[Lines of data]
------------------------------------------------
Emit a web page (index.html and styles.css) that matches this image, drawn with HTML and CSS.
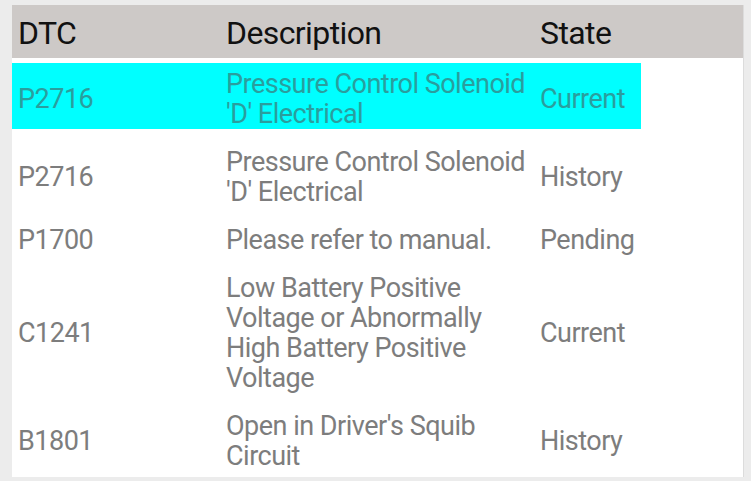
FILE: index.html
```html
<!DOCTYPE html>
<html>
<head>
<meta charset="utf-8">
<link rel="stylesheet" href="styles.css">
</head>
<body>
<div class="frame">
  <div class="panel">
    <div class="header">
      <div class="cell c1">DTC</div>
      <div class="cell c2">Description</div>
      <div class="cell c3">State</div>
    </div>
    <div class="rows">
      <div class="row selected">
        <div class="cell c1">P2716</div>
        <div class="cell c2">Pressure Control Solenoid 'D' Electrical</div>
        <div class="cell c3">Current</div>
      </div>
      <div class="row">
        <div class="cell c1">P2716</div>
        <div class="cell c2">Pressure Control Solenoid 'D' Electrical</div>
        <div class="cell c3">History</div>
      </div>
      <div class="row">
        <div class="cell c1">P1700</div>
        <div class="cell c2">Please refer to manual.</div>
        <div class="cell c3">Pending</div>
      </div>
      <div class="row">
        <div class="cell c1">C1241</div>
        <div class="cell c2">Low Battery Positive Voltage or Abnormally High Battery Positive Voltage</div>
        <div class="cell c3">Current</div>
      </div>
      <div class="row">
        <div class="cell c1">B1801</div>
        <div class="cell c2">Open in Driver's Squib Circuit</div>
        <div class="cell c3">History</div>
      </div>
    </div>
  </div>
</div>
</body>
</html>
```

FILE: styles.css
```css
html, body {
  margin: 0;
  padding: 0;
  background: #ececec;
  width: 751px;
  height: 481px;
  overflow: hidden;
}
.frame {
  padding: 5px 7px 0 12px;
  height: 476px;
  border-bottom: 4px solid #c4c4c4;
}
.panel {
  background: #ffffff;
  height: 472px;
  overflow: hidden;
  border-right: 1px solid #dcdcdc;
  font-family: Roboto, "Liberation Sans", sans-serif;
}
.header {
  display: grid;
  grid-template-columns: 209px 314px 106px;
  align-items: center;
  height: 53px;
  padding-top: 3px;
  box-sizing: border-box;
  background: #cdc9c7;
  color: #111111;
  font-size: 32px;
  letter-spacing: -0.6px;
}
.rows {
  margin-top: 5px;
  width: 629px;
}
.row {
  display: grid;
  grid-template-columns: 209px 314px 106px;
  align-items: center;
  padding-top: 6px;
  margin-bottom: 12px;
  color: #7d7d7d;
  font-size: 27px;
  line-height: 30px;
  letter-spacing: -0.5px;
}
.row.selected {
  background: #00ffff;
  color: #2a9e9e;
}
.cell {
  padding-left: 5px;
}
.c1 {
  padding-left: 6px;
}
```
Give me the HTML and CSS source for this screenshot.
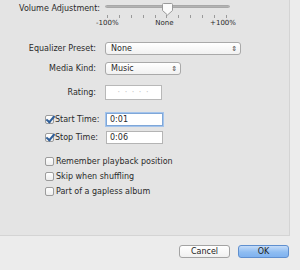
FILE: index.html
```html
<!DOCTYPE html>
<html lang="en">
<head>
    <meta charset="UTF-8">
    <title>Options</title>
    <link rel="stylesheet" href="styles.css">
</head>
<body>
    <div class="panel">
        <div class="row volume">
            <div class="label">Volume Adjustment:</div>
            <div class="slider">
                <div class="track"></div>
                <svg class="thumb" width="13" height="13" viewBox="0 0 13 13">
                    <path d="M1.5 1.5 Q1.5 0.5 2.5 0.5 H10.5 Q11.5 0.5 11.5 1.5 V7.5 L6.5 12 L1.5 7.5 Z" fill="#fbfbfb" stroke="#9a9a9a"/>
                </svg>
                <div class="ticks">
                    <span></span><span></span><span></span><span></span><span></span><span></span>
                    <span></span><span></span><span></span><span></span><span></span>
                </div>
                <div class="scale">
                    <span>-100%</span><span>None</span><span>+100%</span>
                </div>
            </div>
        </div>

        <div class="row eq">
            <div class="label">Equalizer Preset:</div>
            <div class="popup wide"><span>None</span><span class="arrows">&#8661;</span></div>
        </div>

        <div class="row kind">
            <div class="label">Media Kind:</div>
            <div class="popup narrow"><span>Music</span><span class="arrows">&#8661;</span></div>
        </div>

        <div class="row rating">
            <div class="label">Rating:</div>
            <div class="stars">&middot; &middot; &middot; &middot; &middot;</div>
        </div>

        <div class="times">
            <div class="time-row">
                <span class="check on"></span><span class="time-label">Start Time:</span>
                <div class="field focus">0:01</div>
            </div>
            <div class="time-row">
                <span class="check on"></span><span class="time-label">Stop Time:</span>
                <div class="field">0:06</div>
            </div>
        </div>

        <div class="options">
            <div class="opt"><span class="check"></span>Remember playback position</div>
            <div class="opt"><span class="check"></span>Skip when shuffling</div>
            <div class="opt"><span class="check"></span>Part of a gapless album</div>
        </div>
    </div>

    <div class="buttons">
        <button class="btn">Cancel</button>
        <button class="btn ok">OK</button>
    </div>
</body>
</html>
```

FILE: styles.css
```css
body {
    margin: 0;
    background: #ececec;
    font-family: "DejaVu Sans", sans-serif;
    font-size: 8px;
    color: #2a2a2a;
}
.panel {
    width: 290px;
    height: 236px;
    background: #e4e4e4;
    border-right: 1px solid #d4d4d4;
    border-bottom: 1px solid #d4d4d4;
    box-sizing: border-box;
}
.row {
    display: flex;
    align-items: center;
}
.label {
    width: 96px;
    text-align: right;
    margin-right: 9px;
    flex: none;
}
.volume {
    align-items: flex-start;
    padding-top: 4px;
}
.volume .label {
    width: 100px;
    margin-right: 5px;
}
.slider {
    position: relative;
    width: 125px;
    height: 26px;
}
.track {
    margin-top: 1px;
    height: 3px;
    border-radius: 2px;
    background: linear-gradient(#9d9d9d, #c9c9c9);
    border: 1px solid #a8a8a8;
    box-sizing: border-box;
}
.thumb {
    position: absolute;
    left: 56px;
    top: -1px;
}
.ticks {
    display: flex;
    justify-content: space-between;
    margin: 7px 3px 0 2px;
}
.ticks span {
    width: 1px;
    height: 3px;
    background: #9a9a9a;
}
.scale {
    display: flex;
    justify-content: space-between;
    margin: 1px -6px 0 -9px;
    font-size: 7px;
    line-height: 8px;
}
.eq {
    margin-top: 12px;
}
.popup {
    display: flex;
    justify-content: space-between;
    align-items: center;
    height: 13px;
    padding: 0 3px 0 5px;
    box-sizing: border-box;
    border: 1px solid #a9a9a9;
    border-radius: 3px;
    background: linear-gradient(#ffffff, #f1f1f1);
}
.wide {
    width: 136px;
}
.narrow {
    width: 76px;
}
.kind {
    margin-top: 7px;
}
.arrows {
    font-size: 7px;
    color: #444;
}
.rating {
    margin-top: 10px;
}
.stars {
    width: 57px;
    height: 15px;
    box-sizing: border-box;
    border: 1px solid #b8b8b8;
    background: #fff;
    color: #c4c4c4;
    text-align: center;
    line-height: 13px;
    font-size: 8px;
    letter-spacing: 1px;
}
.times {
    padding: 13px 0 0 45px;
}
.time-row {
    display: flex;
    align-items: center;
    height: 13px;
    margin-bottom: 5px;
}
.time-label {
    width: 51px;
    margin-left: 1px;
}
.check {
    display: inline-block;
    width: 9px;
    height: 9px;
    box-sizing: border-box;
    border: 1px solid #9c9c9c;
    border-radius: 2px;
    background: linear-gradient(#ffffff, #ededed);
    position: relative;
    flex: none;
}
.check.on::after {
    content: "";
    position: absolute;
    left: 2px;
    top: -2px;
    width: 3px;
    height: 7px;
    border: solid #2f5f9a;
    border-width: 0 2px 2px 0;
    transform: rotate(40deg);
}
.field {
    width: 57px;
    height: 13px;
    box-sizing: border-box;
    border: 1px solid #b4b4b4;
    background: #fff;
    line-height: 11px;
    padding-left: 3px;
}
.field.focus {
    border-color: #7fa7d8;
    box-shadow: 0 0 0 1px #a4c4ec;
}
.options {
    padding: 5px 0 0 45px;
}
.opt {
    display: flex;
    align-items: center;
    gap: 2px;
    height: 15px;
}
.buttons {
    display: flex;
    justify-content: flex-end;
    gap: 8px;
    padding: 9px 11px 0 0;
}
.btn {
    width: 51px;
    height: 13px;
    padding: 0;
    font-family: "DejaVu Sans", sans-serif;
    font-size: 8px;
    color: #222;
    border: 1px solid #a3a3a3;
    border-radius: 3px;
    background: linear-gradient(#ffffff, #f0f0f0);
}
.ok {
    border-color: #5f8fcf;
    background: linear-gradient(#c5dcf8, #8fbdf2 55%, #7fb2ef);
}
```
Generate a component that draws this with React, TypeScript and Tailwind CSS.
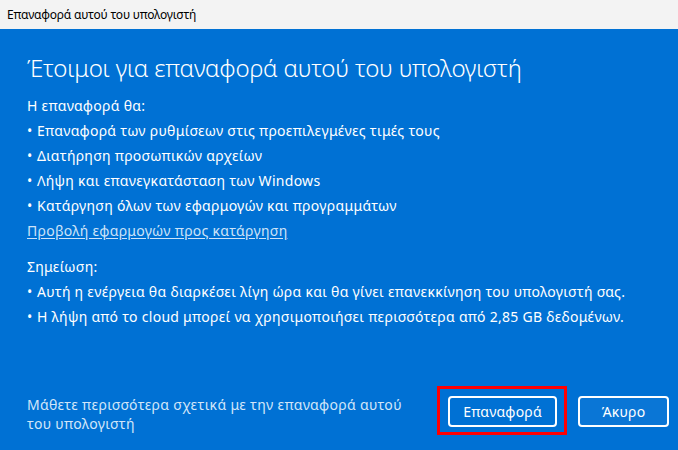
import React from "react";

const font = { fontFamily: '"Noto Sans", "Open Sans", sans-serif' };

function Bullet({ children }: { children: React.ReactNode }) {
  return (
    <div className="flex h-[25px] items-center">
      <span className="w-[10px]">•</span>
      <span>{children}</span>
    </div>
  );
}

export default function App() {
  return (
    <div className="flex h-[450px] w-[678px] flex-col overflow-hidden bg-[#0071d4] text-white" style={font}>
      <div className="flex h-[29px] items-center bg-[#f3f3f3] pl-[7px] text-[12px] tracking-[-0.2px] text-black">
        Επαναφορά αυτού του υπολογιστή
      </div>
      <div className="flex flex-1 flex-col px-[27px]">
        <h1 className="mt-[20px] h-[38px] text-[24px] font-light leading-[38px] tracking-[-0.2px]">
          Έτοιμοι για επαναφορά αυτού του υπολογιστή
        </h1>
        <div className="mt-[6px] text-[14px] tracking-[0.28px]">
          <div className="flex h-[25px] items-center">Η επαναφορά θα:</div>
          <Bullet>Επαναφορά των ρυθμίσεων στις προεπιλεγμένες τιμές τους</Bullet>
          <Bullet>Διατήρηση προσωπικών αρχείων</Bullet>
          <Bullet>Λήψη και επανεγκατάσταση των Windows</Bullet>
          <Bullet>Κατάργηση όλων των εφαρμογών και προγραμμάτων</Bullet>
          <div className="flex h-[25px] items-center">
            <a className="text-[#cde3f8] underline underline-offset-2">Προβολή εφαρμογών προς κατάργηση</a>
          </div>
          <div className="mt-[11px] flex h-[25px] items-center">Σημείωση:</div>
          <Bullet>Αυτή η ενέργεια θα διαρκέσει λίγη ώρα και θα γίνει επανεκκίνηση του υπολογιστή σας.</Bullet>
          <Bullet>Η λήψη από το cloud μπορεί να χρησιμοποιήσει περισσότερα από 2,85 GB δεδομένων.</Bullet>
        </div>
        <div className="mt-auto mb-[15px] mr-[-18px] flex items-end justify-between">
          <div className="mb-[2px] w-[400px] text-[14px] leading-[19px] tracking-[0.32px] text-[#d2e6f9]">
            Μάθετε περισσότερα σχετικά με την επαναφορά αυτού
            <br />
            του υπολογιστή
          </div>
          <div className="flex items-end gap-[11px]">
            <div className="border-[3px] border-[#ff0000] pt-[7px] pb-[5px] pl-[8px] pr-[7px]">
              <button className="block h-[31px] w-[109px] rounded-[4px] border-2 border-white text-[14px] tracking-[0.2px] text-white">
                Επαναφορά
              </button>
            </div>
            <button className="mb-[8px] block h-[31px] w-[91px] rounded-[4px] border-2 border-white bg-[#0a76d6] text-[14px] tracking-[0.2px] text-white">
              Άκυρο
            </button>
          </div>
        </div>
      </div>
    </div>
  );
}
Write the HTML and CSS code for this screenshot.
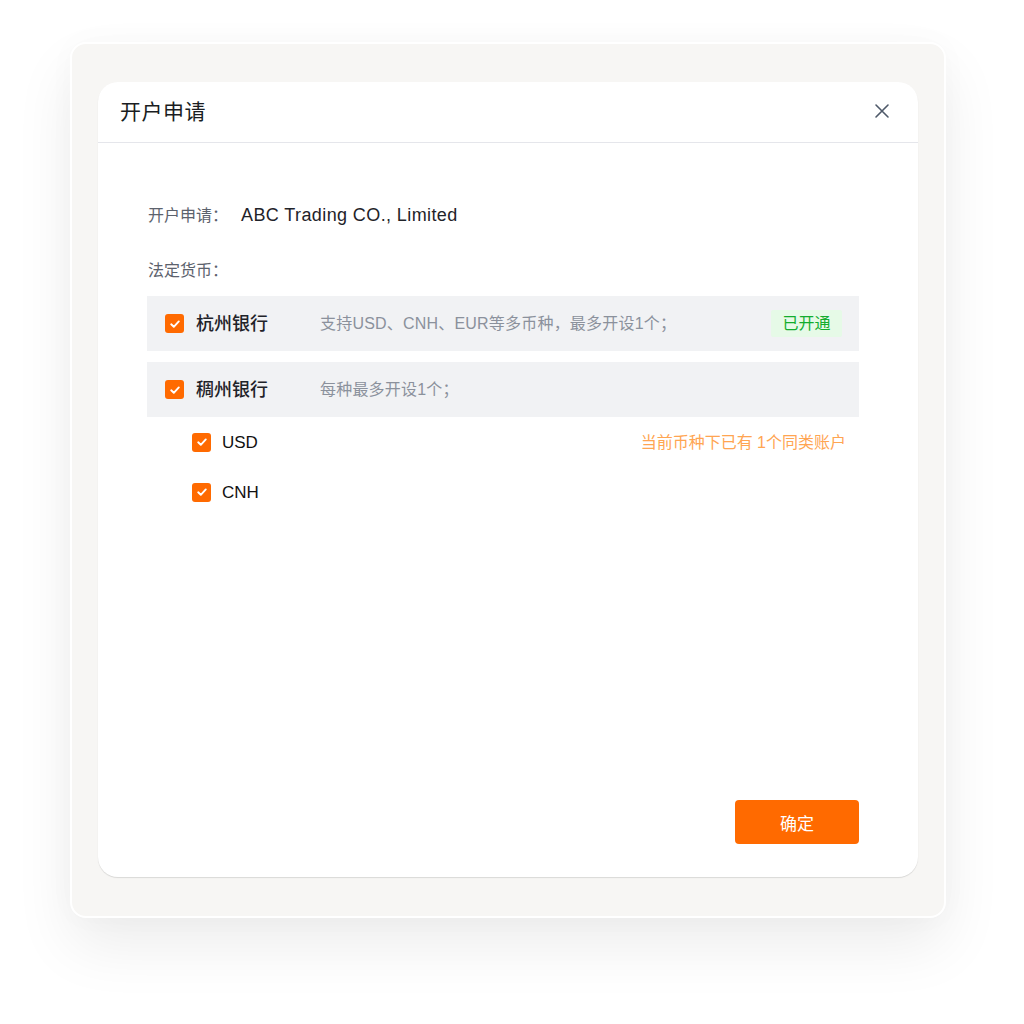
FILE: index.html
```html
<!DOCTYPE html>
<html lang="zh-CN">
<head>
<meta charset="utf-8">
<title>开户申请</title>
<link rel="stylesheet" href="styles.css">
</head>
<body>
<div class="frame">
  <div class="modal">
    <div class="modal-header">
      <div class="modal-title">开户申请</div>
      <button class="close" aria-label="关闭">
        <svg width="16" height="16" viewBox="0 0 16 16"><path d="M2 2 L14 14 M14 2 L2 14" stroke="#4e5969" stroke-width="1.6" stroke-linecap="round" fill="none"/></svg>
      </button>
    </div>
    <div class="modal-body">
      <div class="field">
        <span class="label">开户申请：</span>
        <span class="value">ABC Trading CO., Limited</span>
      </div>
      <div class="field field-currency">
        <span class="label">法定货币：</span>
      </div>

      <div class="bank-row">
        <span class="cb"><svg width="18" height="18" viewBox="0 0 18 18"><path d="M5.2 9.3 L7.8 11.8 L12.8 6.4" stroke="#fff" stroke-width="1.9" fill="none" stroke-linecap="round" stroke-linejoin="round"/></svg></span>
        <span class="bank-name">杭州银行</span>
        <span class="bank-desc">支持USD、CNH、EUR等多币种，最多开设1个；</span>
        <span class="badge">已开通</span>
      </div>

      <div class="bank-row bank-row-2">
        <span class="cb"><svg width="18" height="18" viewBox="0 0 18 18"><path d="M5.2 9.3 L7.8 11.8 L12.8 6.4" stroke="#fff" stroke-width="1.9" fill="none" stroke-linecap="round" stroke-linejoin="round"/></svg></span>
        <span class="bank-name">稠州银行</span>
        <span class="bank-desc">每种最多开设1个；</span>
      </div>

      <div class="sub-row">
        <span class="cb"><svg width="18" height="18" viewBox="0 0 18 18"><path d="M5.2 9.3 L7.8 11.8 L12.8 6.4" stroke="#fff" stroke-width="1.9" fill="none" stroke-linecap="round" stroke-linejoin="round"/></svg></span>
        <span class="cur">USD</span>
        <span class="warn">当前币种下已有 1个同类账户</span>
      </div>
      <div class="sub-row">
        <span class="cb"><svg width="18" height="18" viewBox="0 0 18 18"><path d="M5.2 9.3 L7.8 11.8 L12.8 6.4" stroke="#fff" stroke-width="1.9" fill="none" stroke-linecap="round" stroke-linejoin="round"/></svg></span>
        <span class="cur">CNH</span>
      </div>
    </div>
    <div class="modal-footer">
      <button class="btn-primary">确定</button>
    </div>
  </div>
</div>
</body>
</html>
```

FILE: styles.css
```css
* { box-sizing: border-box; }
html, body {
  margin: 0;
  padding: 0;
  background: #ffffff;
}
body {
  font-family: "Liberation Sans", "Noto Sans CJK SC", sans-serif;
  color: #1f2329;
  width: 1024px;
  height: 1024px;
  overflow: hidden;
}
.frame {
  margin: 42px 0 0 70px;
  width: 876px;
  height: 876px;
  background: #f7f6f4;
  border: 2px solid #ffffff;
  border-radius: 16px;
  padding: 38px 26px 39px;
  box-shadow: 0 28px 60px rgba(0, 0, 0, 0.075), 0 0 30px rgba(0, 0, 0, 0.025);
  display: flex;
}
.modal {
  flex: 1;
  background: #ffffff;
  border-radius: 20px;
  box-shadow: 0 1px 1px rgba(0, 0, 0, 0.12);
  display: flex;
  flex-direction: column;
}
.modal-header {
  height: 61px;
  border-bottom: 1px solid #e5e6eb;
  display: flex;
  align-items: center;
  justify-content: space-between;
  padding: 0 28px 0 22px;
}
.modal-title {
  font-family: "Noto Sans CJK SC", sans-serif;
  font-size: 21px;
  font-weight: 400;
  color: #1a1d22;
  letter-spacing: 0.5px;
  margin-bottom: 4px;
}
.close {
  border: 0;
  background: none;
  padding: 0;
  width: 16px;
  height: 16px;
  display: flex;
  cursor: pointer;
  margin-bottom: 2px;
}
.modal-body {
  flex: 1;
  padding: 60px 59px 0 49px;
  display: flex;
  flex-direction: column;
}
.field {
  display: flex;
  align-items: center;
  height: 24px;
  line-height: 24px;
}
.field-currency {
  margin-top: 31px;
  margin-bottom: 14px;
}
.label {
  font-size: 16px;
  color: #5c626d;
  width: 94px;
  padding-left: 1px;
  margin-top: 2px;
}
.value {
  font-size: 18px;
  color: #1f2329;
  letter-spacing: 0.4px;
}
.bank-row {
  height: 55px;
  background: #f1f2f4;
  display: flex;
  align-items: center;
  padding: 0 17px 0 18px;
}
.bank-row-2 {
  margin-top: 11px;
}
.cb {
  width: 19px;
  height: 19px;
  border-radius: 3px;
  background: #ff6a00;
  display: flex;
  align-items: center;
  justify-content: center;
  flex: none;
}
.bank-name {
  font-family: "Noto Sans CJK SC", sans-serif;
  font-size: 18px;
  font-weight: 500;
  color: #1f2329;
  margin-left: 12px;
  width: 124px;
  flex: none;
  margin-bottom: 3px;
}
.bank-desc {
  font-size: 16px;
  color: #8b919c;
  flex: 1;
  letter-spacing: 0.2px;
  margin-bottom: 3px;
}
.badge {
  font-family: "Noto Sans CJK SC", sans-serif;
  font-size: 16px;
  color: #13ad2d;
  background: #e6fae7;
  height: 27px;
  line-height: 24px;
  padding: 0 11.5px 3px;
  border-radius: 2px;
}
.sub-row {
  height: 50px;
  display: flex;
  align-items: center;
  padding: 0 13px 0 45px;
}
.cur {
  font-size: 17px;
  color: #111111;
  margin-left: 11px;
  flex: 1;
  margin-top: 1px;
}
.warn {
  font-size: 16px;
  color: #ffa552;
  margin-bottom: 3px;
}
.modal-footer {
  display: flex;
  justify-content: flex-end;
  padding: 0 59px 33px 0;
}
.btn-primary {
  width: 124px;
  height: 44px;
  border: 0;
  border-radius: 4px;
  background: #ff6a00;
  color: #ffffff;
  font-family: "Noto Sans CJK SC", sans-serif;
  font-size: 17px;
  cursor: pointer;
}
```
------------------------------------------------
WHAT TO PRODUCE. Return, from the data, each line that has the word "this" in it.

RIGHT ANSWER.
Emit a web page (index.html and styles.css) that matches this image, drawn with HTML and CSS.
Give me the HTML and CSS source for this screenshot.
Generate a component that draws this with React, TypeScript and Tailwind CSS.
Write the HTML and CSS code for this screenshot.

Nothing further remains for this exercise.